- Born: José Dorángel Vargas Gómez May 14, 1957 (age 69) Caño Zancudo, Mérida, Venezuela
- Other name: El comegente

Details
- Victims: 14 known, suspect of many more murders
- Span of crimes: 1995–1999/2016
- Country: Venezuela
- Date apprehended: February 1999

= Dorángel Vargas =

Venezuelan serial killer

José Dorángel Vargas Gómez (born May 14, 1957), also known as "El comegente" (lit. The people eater), is a serial killer and cannibal in Venezuela. He was a homeless man who used to hunt people at a park in the city of San Cristobal, Táchira. Once he was caught, he confessed to killing and eating at least eleven men over a period of two years preceding his arrest in 1999.

== Biography ==

Dorángel Vargas was born in 1957 to poor farmers. His priors included three arrests, two of them for minor offenses (theft of chickens and cattle). The third was acquired in 1995 when he was admitted to the Institute of Psychiatric Rehabilitation Peribeca for the murder of Baltazar Cruz Moreno, and the subsequent cannibalism of his body. He was released from the center because he made a normal impression; he then led a seemingly normal life in poverty.

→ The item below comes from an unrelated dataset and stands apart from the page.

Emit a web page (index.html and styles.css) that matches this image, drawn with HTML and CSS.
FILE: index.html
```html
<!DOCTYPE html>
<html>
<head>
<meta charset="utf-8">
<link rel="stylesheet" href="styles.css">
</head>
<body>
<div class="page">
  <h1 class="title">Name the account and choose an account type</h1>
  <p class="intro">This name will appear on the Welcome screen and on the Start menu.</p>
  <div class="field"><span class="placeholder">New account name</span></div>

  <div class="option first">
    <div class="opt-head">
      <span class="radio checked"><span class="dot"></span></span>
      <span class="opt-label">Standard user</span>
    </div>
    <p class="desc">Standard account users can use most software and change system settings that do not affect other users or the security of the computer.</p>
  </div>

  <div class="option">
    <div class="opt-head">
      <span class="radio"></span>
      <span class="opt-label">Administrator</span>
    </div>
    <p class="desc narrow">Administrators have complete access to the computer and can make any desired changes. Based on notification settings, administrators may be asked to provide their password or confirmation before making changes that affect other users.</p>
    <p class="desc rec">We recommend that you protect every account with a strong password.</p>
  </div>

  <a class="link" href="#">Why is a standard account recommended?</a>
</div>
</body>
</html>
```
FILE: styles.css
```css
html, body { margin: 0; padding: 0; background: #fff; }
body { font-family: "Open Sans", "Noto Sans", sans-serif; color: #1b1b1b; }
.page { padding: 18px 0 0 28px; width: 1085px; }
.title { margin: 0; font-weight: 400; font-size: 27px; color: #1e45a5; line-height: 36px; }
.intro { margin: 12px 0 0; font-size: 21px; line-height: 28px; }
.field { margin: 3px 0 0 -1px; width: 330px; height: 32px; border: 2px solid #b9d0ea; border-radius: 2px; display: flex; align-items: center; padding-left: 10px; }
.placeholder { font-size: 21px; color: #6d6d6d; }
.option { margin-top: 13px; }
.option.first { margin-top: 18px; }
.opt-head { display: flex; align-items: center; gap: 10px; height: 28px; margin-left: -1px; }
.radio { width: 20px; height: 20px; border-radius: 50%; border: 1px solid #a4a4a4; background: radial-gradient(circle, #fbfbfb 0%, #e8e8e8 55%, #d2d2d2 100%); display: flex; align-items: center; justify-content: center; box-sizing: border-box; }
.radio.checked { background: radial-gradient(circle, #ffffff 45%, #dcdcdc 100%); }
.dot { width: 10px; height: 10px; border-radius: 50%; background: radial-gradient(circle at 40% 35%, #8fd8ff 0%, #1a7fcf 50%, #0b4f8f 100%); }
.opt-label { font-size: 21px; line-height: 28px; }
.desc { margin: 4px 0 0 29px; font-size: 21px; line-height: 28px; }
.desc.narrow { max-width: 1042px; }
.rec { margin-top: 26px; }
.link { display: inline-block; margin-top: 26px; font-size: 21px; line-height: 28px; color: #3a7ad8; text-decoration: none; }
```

It is believed that he was actively murdering men between November 1998 and January 1999. Vargas hunted victims with a tube-shaped spear and occasionally with rocks. He kept the parts that he could cook and usually buried the feet, hands and heads. It seemed that his primary targets were unsuspecting athletes and laborers working on the riverbank. He did not eat women or children, and when asked why, he explained that he felt that they were too "pure" to consume. Since he had no place to store the human flesh, most of it would decompose quickly, which made him kill routinely.

On February 12, 1999, members of the civil defense found the remains of two young people and alerted the security forces. Searching around the same area, the remains of six more bodies were found. Hypotheses about the findings included the plot being a cemetery for corpses linked to drug gangs and even a burial ground for victims of Satanic cult rituals. The victims, after further investigation, were all found to have been missing persons. As the investigation progressed, Vargas became a suspect. An inspection of the shack that he was living in near the area revealed several vessels containing human flesh and viscera prepared for consumption, along with three human heads and several feet and hands.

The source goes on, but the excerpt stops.